When you start to understand the value and importance of your integrity, you can enroll the people around you to help you become the person you want to become. This is not limited to the teams you work with, it is just as effective with your personal relationships and goals.

It’s important to understand how you respond to accountability, as not everyone does in the same way. Gretchen Rubin discusses this in her book, Better Than Before, and outlines “The Four Tendencies” of people.

  • Upholders respond readily to outer and inner expectations.
  • Questioners question all expectations; they’ll meet an expectation if they think it makes sense–essentially, they make all expectations into inner expectations.
  • Obligers meet outer expectations, but struggle to meet expectations they impose on themselves.
  • Rebels resist all expectations, outer and inner alike.

She has an online quiz you can check out here to find out for yourself.

There’s no “better” or “worse” tendency, but once you understand which you are, you can begin to set up systems of accountability that you thrive in.

I found myself to be an Obliger. Which is why I enjoy mastermind groups and programs like The Foundry which allow me to surround myself with people who will hold me accountable to the commitments I make, both professional and personal.

Tools for keeping commitments

The simplest tool for keeping commitments is to have a list of commitments you make on you at all times. I like to use the reminders app on my iPhone but there’s plenty of other tools out there. Every time you make a commitment write it down immediately. If it’s time sensitive add a time to remind you. I learned this simple trick from Sebastian Marshall’s book Progression.

This can be used for both simple commitments like meeting for dinner with a friend next week, or returning something you borrowed, to promising your audience to have your product ready for launch next month. Check this list every day when making a plan for what you will do.

In the Foundry at Lassonde Studios, we practice keeping our commitments by publicly documenting them for the group, so we can all hold eachother accountable.

We do this using a tool called a Management Report. It’s a simple document where we outline our progress growing our business, but it can be used to track any kind of project or goal. We cover four areas on the report.

  • Your priorities – Our priorities give context to the rest of the report. These should point to what’s most important for your business or your goal at the moment. The rest of the report should show that the actions you take or will take match our priorities.
  • The progress made this week – Any progress we made to advancing our business. We explain what we did, and why it is important to the project.
  • Plans for next week – This is where integrity comes in. We make plans for what we will do the following week. In a perfect world, we can copy this section and put it in next week’s progress section and only change the writing to past tense.
  • The problems that are holding you back – Any problems that are keeping us from achieving our goals or progress. We explain what the problem is, the consequences if they go unsolved and what kind of help we need to solve the problem.

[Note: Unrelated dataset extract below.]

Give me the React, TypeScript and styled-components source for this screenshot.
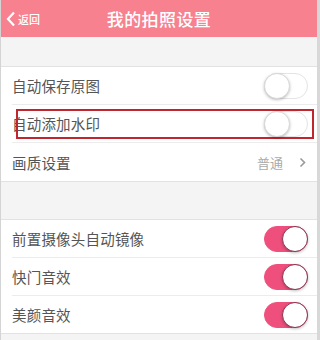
import React from "react";
import styled, { createGlobalStyle } from "styled-components";

const Global = createGlobalStyle`
  html, body { margin: 0; padding: 0; background: #fff; }
  body { font-family: "Noto Sans CJK SC", "Noto Sans", sans-serif; }
  * { box-sizing: border-box; }
`;

const Page = styled.div`
  width: 320px;
  height: 340px;
  overflow: hidden;
  background: #f4f4f4;
  border-left: 1px solid #d4d4d4;
  border-right: 3px solid #d8d8d8;
  display: flex;
  flex-direction: column;
`;

const Header = styled.div`
  height: 37px;
  background: #f7818f;
  display: grid;
  grid-template-columns: 60px 1fr 60px;
  align-items: center;
  color: #fff;
`;

const Back = styled.div`
  display: flex;
  align-items: center;
  gap: 2px;
  padding-left: 5px;
  font-size: 11px;
  font-weight: 500;
`;

const Title = styled.div`
  text-align: center;
  font-size: 17px;
  font-weight: 500;
  letter-spacing: 0.4px;
`;

const Gap = styled.div<{ $h: number }>`
  height: ${(p) => p.$h}px;
  flex-shrink: 0;
  border-bottom: 1px solid #e2e2e2;
`;

const Group = styled.div`
  background: #fff;
  display: flex;
  flex-direction: column;
  border-bottom: 1px solid #e2e2e2;
`;

const Row = styled.div<{ $h: number; $last?: boolean }>`
  height: ${(p) => p.$h}px;
  margin-left: 11px;
  padding-right: 9px;
  display: flex;
  align-items: center;
  justify-content: space-between;
  position: relative;
  border-bottom: ${(p) => (p.$last ? "none" : "1px solid #ececec")};
`;

const Label = styled.span`
  font-size: 14.5px;
  color: #555;
  letter-spacing: 0.2px;
`;

const Value = styled.div`
  display: flex;
  align-items: center;
  gap: 16px;
  color: #aaa;
  font-size: 13px;
  padding-right: 2px;
`;

const Highlight = styled.div`
  position: absolute;
  left: 4px;
  right: 3px;
  top: 4px;
  bottom: 3px;
  border: 2px solid #c0262d;
  pointer-events: none;
`;

const Track = styled.div<{ $on: boolean }>`
  width: 44px;
  height: 26px;
  border-radius: 13px;
  position: relative;
  background: ${(p) => (p.$on ? "#ef4f7c" : "#fff")};
  border: 1px solid ${(p) => (p.$on ? "#ef4f7c" : "#e4e4e4")};
  flex-shrink: 0;
`;

const Knob = styled.div<{ $on: boolean }>`
  position: absolute;
  top: -1px;
  left: ${(p) => (p.$on ? "17px" : "-1px")};
  width: 26px;
  height: 26px;
  border-radius: 50%;
  background: #fff;
  border: 1px solid ${(p) => (p.$on ? "#8a3550" : "#d8d8d8")};
  box-shadow: 0 1px 3px rgba(0, 0, 0, 0.25);
`;

const Toggle = ({ on }: { on: boolean }) => (
  <Track $on={on}>
    <Knob $on={on} />
  </Track>
);

const Chevron = () => (
  <svg width="7" height="11" viewBox="0 0 7 11">
    <path d="M1.5 1.5 L5.5 5.5 L1.5 9.5" fill="none" stroke="#999" strokeWidth="1.6" />
  </svg>
);

export default function App() {
  return (
    <>
      <Global />
      <Page>
        <Header>
          <Back>
            <svg width="10" height="16" viewBox="0 0 10 16">
              <path d="M8 1.5 L2 8 L8 14.5" fill="none" stroke="#fff" strokeWidth="2.2" />
            </svg>
            <span>返回</span>
          </Back>
          <Title>我的拍照设置</Title>
          <div />
        </Header>
        <Gap $h={30} />
        <Group>
          <Row $h={38}>
            <Label>自动保存原图</Label>
            <Toggle on={false} />
          </Row>
          <Row $h={38}>
            <Highlight />
            <Label>自动添加水印</Label>
            <Toggle on={false} />
          </Row>
          <Row $h={38} $last>
            <Label>画质设置</Label>
            <Value>
              <span>普通</span>
              <Chevron />
            </Value>
          </Row>
        </Group>
        <Gap $h={38} />
        <Group>
          <Row $h={38}>
            <Label>前置摄像头自动镜像</Label>
            <Toggle on />
          </Row>
          <Row $h={38}>
            <Label>快门音效</Label>
            <Toggle on />
          </Row>
          <Row $h={37} $last>
            <Label>美颜音效</Label>
            <Toggle on />
          </Row>
        </Group>
      </Page>
    </>
  );
}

Even if you don’t have a community with whom you can share this report, doing a weekly review to track these four things should shed some light on your ability to do what you say you’ll do.

With practice, this document should take only 15-30 minutes each week to update and maintain. It gives people a bird’s eye view into the action you are taking and your integrity. If you have a group of people committed to creating these documents and reviewing them, you can support each other in advancing your goals and overcoming the challenges you face.

Conclusion

Trust is a scarce resource in this world. With technology making it so easy to access unlimited information instantly and connect with almost anyone, trust becomes crucial to navigating and finding the quality amongst the noise.

The ability to keep your word and do what you say is one of the most valuable skills you can cultivate. Remember that it is a muscle you can work and develop. If you’re not good at it now, you’re not doomed to a life of flimsiness. With practice you’ll enjoy better relationships, a greater sense of control in your life, and more support in achieving your goals.

Kyle Gray

Kyle Gray is the founder of Conversion Cake, where he helps small businesses and startups with content marketing strategy and sales funnels. He is also the author of “The College Entrepreneur” a guide that teaches students how to build an entrepreneurial skillset while in school and use their university’s resources to help them build something amazing.

  • I might add, that doing what you say you’ll do is a quintessentially masculine quality. It, along with discretion, have been sadly fading in modernity.

  • @vicdorfman:disqus that’s an interesting thought. I had never associated it with gender before. I can see how it could be viewed as a masculine quality as men tend to focus on action over feelings in life. Though I think it is a quality that women can embrace and embody as well.

    I do agree it is something that has been fading in modernity. With technology making so many opportunities and distractions visible, it’s hard to get anything done that you want without being overwhelmed with FOMO or getting side-tracked by whatever “urgent” thing appears in our path. Do you agree? or do you have another view why this is becoming rarer?

    Something that I saw on the comments when I shared this on my Facebook that I didn’t mention much in the article was how crucial the ability to say “no” is to keeping commitments. It’s often easier in the short run to make flimsy commitments to save face in the moment, then back out later from a safe distance. This is a skill I have been working on over the last few years.

  • Good article Kyle. It made me think. Working on integrity like this is very thoughtful, and I think very difficult for the “conscious incompetent” (confused) person. Who knows what percentage of people do this type of self-analysis on an on-going basis.

    I know that I do several times a year. Lately I’ve been working more on multiplying my actions than planning. Although I do realize you’re suggesting this as a guide to get started and go back to.

    There are quite a few books like “Think and Grow Rich” and “Millionaire Master Plan” to name two that write about and suggest doing similar exercises to grow as a person.

    Thanks for Tweeting this article out. Keep it up!

  • Thanks for reading Gary! I’m glad it was helpful. “Think and Grow Rich” was one of my favorite books getting started, and I think the simplicity of that book is what makes it so brilliant.

    You like using that “Conscious incompetent” phrase. I feel like that all the time too. But I think it’s a good sign. The more often you’re in the conscious incompetent phase, it means you’re learning and growing and challenging yourself.

    What have you been doing to multiply your actions? Any good recommendations for articles that you have been using for that?